Just as benchmarking one programming language against another is difficult, so is benchmarking one concurrency model against another. Performance depends on so many factors (hardware architecture, the nature of the algorithm you’re implementing, whether communication is over the network or between processes running locally, etc.) that drawing general conclusions is almost impossible.

Different approaches certainly have different “sweet spots” though. Data-parallel code running on a GPGPU will deliver impressive performance if you’re number-crunching, for example. And the Lambda Architecture excels if your data is in the terabytes.

When it comes to general-purpose programming, to my mind the choice between approaches is less about performance and more about whether they fit your mental model and provide the facilities you need. If you need support for distribution and fault-tolerance, for instance, Actors are pretty much the only option at the moment.

iTuring: When multiple logical concurrent programs are executed, which way will achieve maximum efficiency, serial execution or independent execution?

As with the previous question, this answer to this depends very much on your specific situation. If by “maximum efficiency” you’re thinking about utilising multiple cores, by definition serial execution will be less efficient, as it can only utilise a single core :-)

So I’ll assume that you’re asking about efficiency on a single core. In general, concurrency brings some overhead with it, but today’s well-optimised runtimes mean that that overhead is surprisingly small.
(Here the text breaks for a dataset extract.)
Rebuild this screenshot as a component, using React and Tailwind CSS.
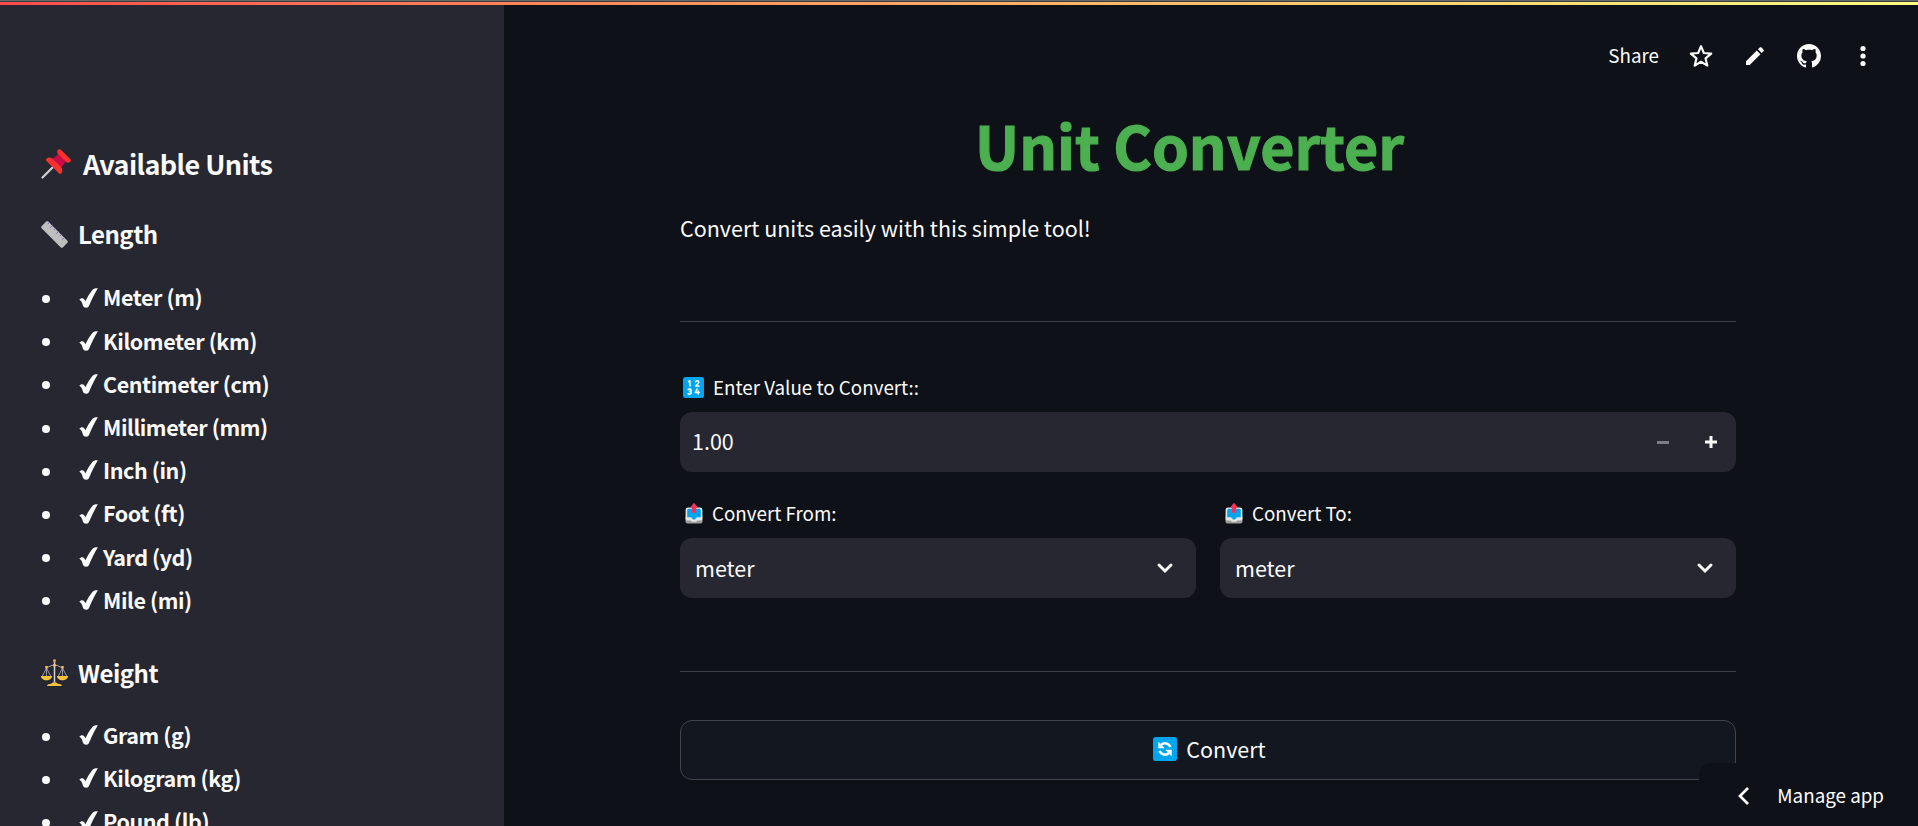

Erlang’s processes, Go’s goroutines, Clojure’s core.async, and similar mechanisms in other languages now allow multiple logically-concurrent processes to execute incredibly efficiently.

We’ve reached the point where, outside a very few specialised areas, efficiency is no longer a reason to avoid concurrency.

iTuring: Erlang and Go are influenced by CSP model, however, Process Algebra has three divisions: CSP, ACP, and CCS. Why there are still no new languages base their designs on ACP or CCS?

Go is certainly influenced by CSP. Erlang has more in common with the Actor model than CSP (although the Actor model and process calculi have certainly influenced each other).

Interestingly, Erlang’s creators hadn’t heard of the Actor modelwhen they were designing the language, and I think that this hints at the answer to your question—the links between academia and practice aren’t very strong in our field, and language design tends to be driven by more by pragmatism than theory.

iTuring: Different languages have different concurrency models, and they have little intersections among them. If the subsystems use different concurrency models, they are likely to adopt two or more languages, then how should we solve debugging problems of multiple languages? When we trace certain data stream, which may have passed multiple actors and many language modules, does it mean that we have to face more challenging debugging process? Is there any suggestions from you?

If two subsystems are based on ErlangVM and JVM, and they use process to process communication method. When there is high concurrency take place, loads will cause pressure on the edges of both systems, is there any good solution for that?

Both of these are difficult questions without easy answers. Polyglot programs are challenging at the best of times, and introducing different concurrency models only makes them more so.

The only solution is a sensible high-level design. You need to architect your system along well-understood principles like maximising cohesion and minimising coupling so that communication between subsystems is minimised compared to communication within the subsystems.

iTuring: Erlang and Go don’t have complete type system, which result in difficulties while delivering structural data like json. So is there any suggestions about how should we deliver structural data with Channel?

The static versus dynamic typing debate is almost as old as programming, and is not unique to concurrency.

When I’m using a dynamically typed system like Erlang, then I use the same techniques to convince myself that my concurrent code is correct as I do my sequential code—lots of tests.

iTuring: Erlang has longer history than Scala, however Scala win more favor than Erlang recently, and Scala also has very high efficiency. So is it possible for actor concurrency model of Scala to take place of Erlang?

I think it’s too early to tell. Scala’s Akka is very impressive indeed, and I have no hesitation whatsoever recommending it. But Elixir (the new language that targets the Erlang VM) is doing a great deal to rekindle interest in the Erlang ecosystem. We’re very lucky to have two great options to choose between. It’s likely that both will continue to be popular for the foreseeable future.

iTuring: It’s more difficult to write concurrent/parallel programs than serial programs, is there any way that we can lower the degrees of difficulties? Is there any thought model you would like to introduce to the readers?

It’s certainly true that concurrent programming with threads and locks is difficult. Worse than difficult—it’s almost impossible to be certain that a threads and locks-based program is correct.

But if you choose the right tools, it doesn’t have to be that way. In many cases, a concurrent solution can be simpler and easier to understand than its sequential equivalent.

Perhaps the best advice I can give is to become familiar with as many different approaches to concurrency as possible so you know what’s available. The larger your toolbox is, the more likely you are to choose the right tool for the problem at hand.